FileNet P8

Crawl documents that are stored in FileNet P8.

IBM Cloud Pak for Data IBM Software Hub

This information applies only to installed deployments.

What documents are crawled

Only file types that are supported by Discovery are crawled; all others are ignored. For more information, see Supported file types.
Document-level security is supported. When this option is enabled, your users can crawl and query the same content that they can access when they are logged in to FileNet. Discovery does not support role-based security when you crawl FileNet P8.

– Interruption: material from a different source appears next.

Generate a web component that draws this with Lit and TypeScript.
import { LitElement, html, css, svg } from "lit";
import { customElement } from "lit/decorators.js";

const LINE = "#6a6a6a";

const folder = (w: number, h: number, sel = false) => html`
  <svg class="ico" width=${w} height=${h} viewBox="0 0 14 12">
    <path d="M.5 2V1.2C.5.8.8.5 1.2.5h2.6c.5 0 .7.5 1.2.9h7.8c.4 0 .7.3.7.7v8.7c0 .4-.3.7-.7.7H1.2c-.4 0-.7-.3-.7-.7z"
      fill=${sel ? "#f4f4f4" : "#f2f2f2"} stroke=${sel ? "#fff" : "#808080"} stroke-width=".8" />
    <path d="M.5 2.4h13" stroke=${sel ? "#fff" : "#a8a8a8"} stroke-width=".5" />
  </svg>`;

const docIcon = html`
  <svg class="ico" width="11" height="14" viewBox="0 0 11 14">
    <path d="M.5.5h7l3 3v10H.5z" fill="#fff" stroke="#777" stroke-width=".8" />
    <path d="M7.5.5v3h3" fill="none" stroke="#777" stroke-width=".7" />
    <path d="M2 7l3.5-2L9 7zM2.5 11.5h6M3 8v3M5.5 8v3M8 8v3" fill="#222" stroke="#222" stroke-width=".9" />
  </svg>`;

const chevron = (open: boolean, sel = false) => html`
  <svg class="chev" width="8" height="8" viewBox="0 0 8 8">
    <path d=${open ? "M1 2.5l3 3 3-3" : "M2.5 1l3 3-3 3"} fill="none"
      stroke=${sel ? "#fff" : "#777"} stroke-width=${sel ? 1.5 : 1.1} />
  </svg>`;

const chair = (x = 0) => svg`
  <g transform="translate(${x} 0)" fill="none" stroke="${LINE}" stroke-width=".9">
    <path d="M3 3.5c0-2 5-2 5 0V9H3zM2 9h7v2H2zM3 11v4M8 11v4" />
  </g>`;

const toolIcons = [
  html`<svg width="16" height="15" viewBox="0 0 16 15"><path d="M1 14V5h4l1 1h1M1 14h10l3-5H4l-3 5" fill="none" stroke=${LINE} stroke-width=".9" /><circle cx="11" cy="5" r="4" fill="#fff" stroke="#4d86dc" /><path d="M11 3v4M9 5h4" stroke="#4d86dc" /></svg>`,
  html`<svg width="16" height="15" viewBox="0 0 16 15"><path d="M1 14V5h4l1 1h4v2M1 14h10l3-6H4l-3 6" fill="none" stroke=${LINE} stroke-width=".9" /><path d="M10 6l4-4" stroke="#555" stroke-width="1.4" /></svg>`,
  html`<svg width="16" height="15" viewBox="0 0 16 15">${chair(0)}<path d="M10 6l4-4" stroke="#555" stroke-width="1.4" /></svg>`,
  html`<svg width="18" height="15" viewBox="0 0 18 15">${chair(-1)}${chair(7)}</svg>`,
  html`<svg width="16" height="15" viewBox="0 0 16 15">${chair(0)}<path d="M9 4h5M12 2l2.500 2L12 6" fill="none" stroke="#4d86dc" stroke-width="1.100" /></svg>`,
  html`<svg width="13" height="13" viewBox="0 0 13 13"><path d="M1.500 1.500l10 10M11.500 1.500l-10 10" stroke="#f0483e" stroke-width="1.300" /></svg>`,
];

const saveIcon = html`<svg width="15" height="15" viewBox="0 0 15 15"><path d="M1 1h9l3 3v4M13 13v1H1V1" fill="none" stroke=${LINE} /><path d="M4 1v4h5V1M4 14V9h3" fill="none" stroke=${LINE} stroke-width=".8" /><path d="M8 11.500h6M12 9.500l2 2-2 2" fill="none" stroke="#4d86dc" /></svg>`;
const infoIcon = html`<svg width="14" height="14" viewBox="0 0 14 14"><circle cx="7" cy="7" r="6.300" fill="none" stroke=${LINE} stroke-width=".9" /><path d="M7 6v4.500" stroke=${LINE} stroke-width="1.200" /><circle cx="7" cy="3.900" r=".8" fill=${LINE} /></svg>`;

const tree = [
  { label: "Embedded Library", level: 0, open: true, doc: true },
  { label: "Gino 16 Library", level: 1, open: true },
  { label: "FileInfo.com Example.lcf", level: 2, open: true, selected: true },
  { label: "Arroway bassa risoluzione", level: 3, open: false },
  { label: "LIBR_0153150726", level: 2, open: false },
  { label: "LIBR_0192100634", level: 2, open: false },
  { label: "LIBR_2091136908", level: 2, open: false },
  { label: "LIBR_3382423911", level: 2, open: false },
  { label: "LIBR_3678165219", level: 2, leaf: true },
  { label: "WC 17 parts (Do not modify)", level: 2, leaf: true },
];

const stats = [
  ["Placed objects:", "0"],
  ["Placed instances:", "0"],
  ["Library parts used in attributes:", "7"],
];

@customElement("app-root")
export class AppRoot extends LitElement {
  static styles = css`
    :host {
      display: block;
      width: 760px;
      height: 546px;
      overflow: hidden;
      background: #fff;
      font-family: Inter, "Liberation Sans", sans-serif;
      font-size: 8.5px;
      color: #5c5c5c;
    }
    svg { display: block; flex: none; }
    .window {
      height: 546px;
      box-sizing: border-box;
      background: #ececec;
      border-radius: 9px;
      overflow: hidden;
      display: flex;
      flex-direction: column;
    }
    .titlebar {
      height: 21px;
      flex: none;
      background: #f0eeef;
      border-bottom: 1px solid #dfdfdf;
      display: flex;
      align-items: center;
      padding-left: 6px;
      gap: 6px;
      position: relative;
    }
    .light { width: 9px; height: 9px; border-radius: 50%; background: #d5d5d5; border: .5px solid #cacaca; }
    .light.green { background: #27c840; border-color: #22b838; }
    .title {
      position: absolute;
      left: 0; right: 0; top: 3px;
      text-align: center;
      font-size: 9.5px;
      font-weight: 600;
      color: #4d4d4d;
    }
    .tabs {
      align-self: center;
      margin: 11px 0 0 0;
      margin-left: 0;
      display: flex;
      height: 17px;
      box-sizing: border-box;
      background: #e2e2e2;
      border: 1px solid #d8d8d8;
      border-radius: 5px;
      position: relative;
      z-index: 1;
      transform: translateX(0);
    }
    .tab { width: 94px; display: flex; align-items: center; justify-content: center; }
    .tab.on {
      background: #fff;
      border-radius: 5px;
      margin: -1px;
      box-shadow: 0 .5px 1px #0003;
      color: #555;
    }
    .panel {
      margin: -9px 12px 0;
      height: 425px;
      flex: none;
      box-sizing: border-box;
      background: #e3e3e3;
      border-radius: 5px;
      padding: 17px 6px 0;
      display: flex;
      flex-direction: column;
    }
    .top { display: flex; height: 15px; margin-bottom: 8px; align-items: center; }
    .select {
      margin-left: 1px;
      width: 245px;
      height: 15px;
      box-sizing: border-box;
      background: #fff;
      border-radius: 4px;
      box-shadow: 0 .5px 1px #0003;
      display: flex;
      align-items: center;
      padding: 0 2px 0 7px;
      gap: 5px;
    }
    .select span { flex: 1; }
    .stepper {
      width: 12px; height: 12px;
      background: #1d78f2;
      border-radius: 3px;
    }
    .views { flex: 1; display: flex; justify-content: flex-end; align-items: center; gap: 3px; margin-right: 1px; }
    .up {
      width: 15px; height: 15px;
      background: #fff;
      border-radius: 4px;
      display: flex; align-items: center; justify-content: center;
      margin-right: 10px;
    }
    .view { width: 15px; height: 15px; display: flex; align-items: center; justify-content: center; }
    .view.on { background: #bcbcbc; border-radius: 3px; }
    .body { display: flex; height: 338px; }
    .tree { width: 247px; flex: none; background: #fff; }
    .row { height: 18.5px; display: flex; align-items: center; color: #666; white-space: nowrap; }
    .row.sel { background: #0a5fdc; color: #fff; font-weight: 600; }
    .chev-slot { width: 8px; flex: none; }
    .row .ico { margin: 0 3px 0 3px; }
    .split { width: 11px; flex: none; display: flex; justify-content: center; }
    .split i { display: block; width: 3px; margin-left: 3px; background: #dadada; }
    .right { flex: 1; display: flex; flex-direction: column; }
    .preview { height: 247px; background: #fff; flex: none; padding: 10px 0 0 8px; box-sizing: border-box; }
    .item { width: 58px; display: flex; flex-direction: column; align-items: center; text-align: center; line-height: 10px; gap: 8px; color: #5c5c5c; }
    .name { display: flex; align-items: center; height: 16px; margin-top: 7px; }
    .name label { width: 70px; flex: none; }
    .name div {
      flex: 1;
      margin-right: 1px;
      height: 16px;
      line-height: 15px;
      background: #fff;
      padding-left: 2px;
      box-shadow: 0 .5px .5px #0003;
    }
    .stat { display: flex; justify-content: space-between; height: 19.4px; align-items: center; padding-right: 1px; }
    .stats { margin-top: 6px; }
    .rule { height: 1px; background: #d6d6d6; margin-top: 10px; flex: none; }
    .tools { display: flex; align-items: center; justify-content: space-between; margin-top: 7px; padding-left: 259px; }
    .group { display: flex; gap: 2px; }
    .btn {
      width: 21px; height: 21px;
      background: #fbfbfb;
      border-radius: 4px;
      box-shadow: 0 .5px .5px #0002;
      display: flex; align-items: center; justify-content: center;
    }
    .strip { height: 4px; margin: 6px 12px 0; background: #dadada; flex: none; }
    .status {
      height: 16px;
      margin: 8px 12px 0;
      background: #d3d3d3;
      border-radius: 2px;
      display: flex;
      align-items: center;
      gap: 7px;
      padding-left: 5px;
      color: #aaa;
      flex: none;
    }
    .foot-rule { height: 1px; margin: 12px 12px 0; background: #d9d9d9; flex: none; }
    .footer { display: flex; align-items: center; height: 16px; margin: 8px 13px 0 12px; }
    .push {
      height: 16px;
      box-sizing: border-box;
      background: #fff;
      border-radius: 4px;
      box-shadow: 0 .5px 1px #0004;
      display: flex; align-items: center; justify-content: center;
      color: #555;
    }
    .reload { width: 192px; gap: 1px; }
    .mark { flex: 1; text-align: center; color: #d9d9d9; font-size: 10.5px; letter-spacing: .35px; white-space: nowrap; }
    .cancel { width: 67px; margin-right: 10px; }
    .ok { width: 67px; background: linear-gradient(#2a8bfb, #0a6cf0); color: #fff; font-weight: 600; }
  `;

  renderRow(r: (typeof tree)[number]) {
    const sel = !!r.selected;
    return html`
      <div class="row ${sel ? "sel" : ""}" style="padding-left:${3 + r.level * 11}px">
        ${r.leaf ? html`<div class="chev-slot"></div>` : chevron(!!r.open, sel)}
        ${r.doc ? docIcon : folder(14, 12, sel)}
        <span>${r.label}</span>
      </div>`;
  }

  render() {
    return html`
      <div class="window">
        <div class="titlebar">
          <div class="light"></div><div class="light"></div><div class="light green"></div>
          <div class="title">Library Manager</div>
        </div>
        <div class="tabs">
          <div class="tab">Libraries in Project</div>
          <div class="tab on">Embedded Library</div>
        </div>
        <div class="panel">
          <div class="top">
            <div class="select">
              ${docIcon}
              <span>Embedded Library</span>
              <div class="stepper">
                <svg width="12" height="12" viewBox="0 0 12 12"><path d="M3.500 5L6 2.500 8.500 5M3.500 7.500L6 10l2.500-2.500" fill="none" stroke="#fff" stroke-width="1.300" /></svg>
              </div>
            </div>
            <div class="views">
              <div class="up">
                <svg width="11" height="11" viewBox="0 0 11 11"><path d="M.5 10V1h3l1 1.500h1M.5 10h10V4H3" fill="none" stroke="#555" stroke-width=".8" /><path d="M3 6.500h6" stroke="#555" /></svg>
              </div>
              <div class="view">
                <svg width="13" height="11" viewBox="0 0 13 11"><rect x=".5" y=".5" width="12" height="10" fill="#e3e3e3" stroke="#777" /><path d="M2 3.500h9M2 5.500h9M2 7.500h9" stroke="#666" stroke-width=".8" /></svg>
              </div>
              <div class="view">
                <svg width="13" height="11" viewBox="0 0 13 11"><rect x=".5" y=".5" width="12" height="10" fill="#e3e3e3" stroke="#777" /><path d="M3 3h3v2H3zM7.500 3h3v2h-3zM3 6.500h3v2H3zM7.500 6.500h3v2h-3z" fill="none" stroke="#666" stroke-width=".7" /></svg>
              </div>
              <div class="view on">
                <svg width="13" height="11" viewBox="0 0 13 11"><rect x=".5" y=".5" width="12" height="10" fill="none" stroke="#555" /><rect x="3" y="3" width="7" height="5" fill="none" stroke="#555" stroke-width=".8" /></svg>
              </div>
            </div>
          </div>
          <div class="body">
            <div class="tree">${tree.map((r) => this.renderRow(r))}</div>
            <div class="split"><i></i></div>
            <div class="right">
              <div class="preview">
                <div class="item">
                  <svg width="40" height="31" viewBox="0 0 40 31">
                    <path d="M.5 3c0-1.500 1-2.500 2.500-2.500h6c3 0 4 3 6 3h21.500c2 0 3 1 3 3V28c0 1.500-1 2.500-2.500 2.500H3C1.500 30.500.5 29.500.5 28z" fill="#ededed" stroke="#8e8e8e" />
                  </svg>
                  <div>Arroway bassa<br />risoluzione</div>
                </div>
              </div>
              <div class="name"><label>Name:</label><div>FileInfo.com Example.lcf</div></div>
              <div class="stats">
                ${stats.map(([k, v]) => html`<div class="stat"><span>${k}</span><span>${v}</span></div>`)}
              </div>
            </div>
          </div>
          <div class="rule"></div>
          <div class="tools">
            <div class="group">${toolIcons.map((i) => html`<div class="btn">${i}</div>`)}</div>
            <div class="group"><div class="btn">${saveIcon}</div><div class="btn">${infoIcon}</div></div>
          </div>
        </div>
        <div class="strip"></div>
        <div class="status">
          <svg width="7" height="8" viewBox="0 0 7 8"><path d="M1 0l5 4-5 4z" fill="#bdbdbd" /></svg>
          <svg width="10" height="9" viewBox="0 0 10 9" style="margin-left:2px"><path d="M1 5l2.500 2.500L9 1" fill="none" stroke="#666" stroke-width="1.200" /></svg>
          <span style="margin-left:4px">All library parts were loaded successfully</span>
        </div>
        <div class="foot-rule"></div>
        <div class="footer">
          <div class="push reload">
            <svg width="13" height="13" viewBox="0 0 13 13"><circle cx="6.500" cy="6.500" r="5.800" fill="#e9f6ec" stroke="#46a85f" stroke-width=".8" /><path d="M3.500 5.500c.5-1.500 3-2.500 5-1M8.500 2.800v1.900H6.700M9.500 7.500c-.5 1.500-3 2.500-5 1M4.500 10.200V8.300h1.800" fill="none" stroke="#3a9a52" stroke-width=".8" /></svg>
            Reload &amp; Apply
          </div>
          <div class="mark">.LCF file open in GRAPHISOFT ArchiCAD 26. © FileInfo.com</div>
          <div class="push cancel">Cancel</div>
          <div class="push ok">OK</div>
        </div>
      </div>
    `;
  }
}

For more information about document-level security, see Supporting document-level security.
Only files with file extensions that match the file extension filter rules that you specify are crawled. Added with the 4.7.0 release.
When a source is recrawled, new documents are added, updated documents are modified to the current version, and deleted documents are deleted from the collection's index.
All Discovery data source connectors are read-only. Regardless of the permissions that are granted to the crawl account, Discovery never writes, updates, or deletes any content in the original data source.

Data source requirements

In addition to the data source requirements for all installed deployments, your FileNet P8 data source must meet the following requirements:

The data source can crawl FileNet P8 5.5.0 and the Content Engine Web Services (CEWS) of a FileNet server that is installed on IBM Cloud Pak for Automation.
FileNet P8 5.5.0 and FileNet on Cloud Pak for Automation support the HTTP and HTTPS protocols.

Prerequisite steps

If you want to enable document-level security, you must take some steps to set it up. For more information, see About document-level security.

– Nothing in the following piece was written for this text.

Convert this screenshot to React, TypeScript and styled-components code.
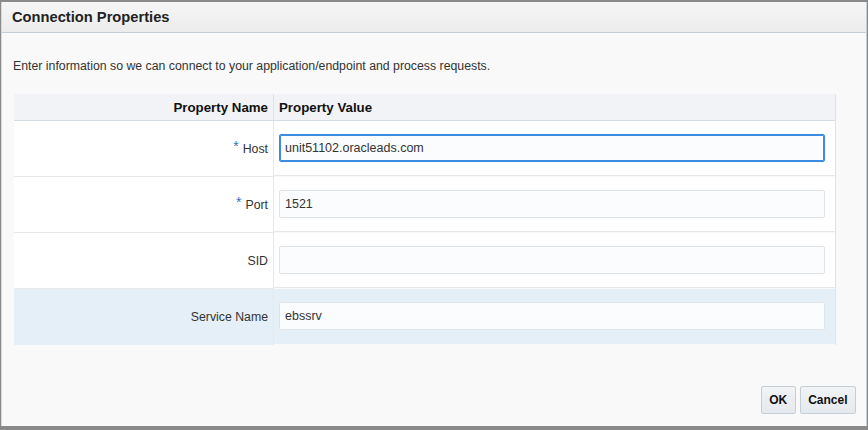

Connecting to a FileNet P8 data source

From your Discovery project, complete the following steps:

From the navigation pane, choose Manage collections.
Click New collection.
Click FileNet P8, and then click Next.
Name the collection.
If the language of the documents in FileNet is not English, select the appropriate language.

For a list of supported languages, see Language support.
Optional: Change the synchronization schedule.

For more information, see Crawl schedule options.
Complete the following fields in the Enter your credentials section:

Content Engine Web Service URL

The Content Engine web service URL of the IBM FileNet P8 server.

When you enter the URL, use the format: <protocol>://<server>:<port>/wsi/FNCEWS40MTOM. You can use the HTTP or HTTPS protocol. The <server> is the hostname of the server where the Content Platform Engine is deployed and the <port> is the HTTP port that the application server uses, or where the Content Platform Engine is deployed.

User

The username to use to crawl the FileNet P8 server. You can obtain your username from your FileNet administrator.

Password

The password that is associated with the user.
In the Specify what you want to crawl section, enter the display name of the object store that you want to use to create, search, retrieve, and store documents in the ObjectStore Name field.
In Crawler Space Type, select either Folder or Class.
Complete the following field:
Folder subpath or Subclass name
The subfolder path that you can specify under RootFolder that crawls all documents that belong to the specified folder or the custom subclass of the Document class that crawls all documents that belong to the specified class. Before you specify anything in this field, keep in mind the following items:
- You can specify multiple crawler spaces by using both the Class and Folder types and crawl the documents belonging to the folder name and class name.
- You cannot specify a class outside the object store that you defined.
- No support is available for specifying a class that is a subclass of a Custom Object and Folder.
After you enter one or more paths, click Add.
Optional: In the Security section, if you want to enable document-level security, set the Enable Document Level Security switch to On.

When set to On, your users can crawl the same content that they have access to in FileNet.
If you want to limit the types of files to add to the collection, you can list the file extensions for file types to either include or exclude.

For a list of supported file types, see Supported file types.

Support for this option was added with the 4.7.0 release.
If you want the crawler to extract text from images in documents, expand More processing settings, and set Apply optical character recognition (OCR) to On.

When OCR is enabled and your documents contain images, processing takes longer. For more information, see Optical character recognition.
Click Finish.

The collection is created quickly. It takes more time for the data to be processed as it is added to the collection.

If you want to check the progress, go to the Activity page. From the navigation pane, click Manage collections, and then click to open the collection.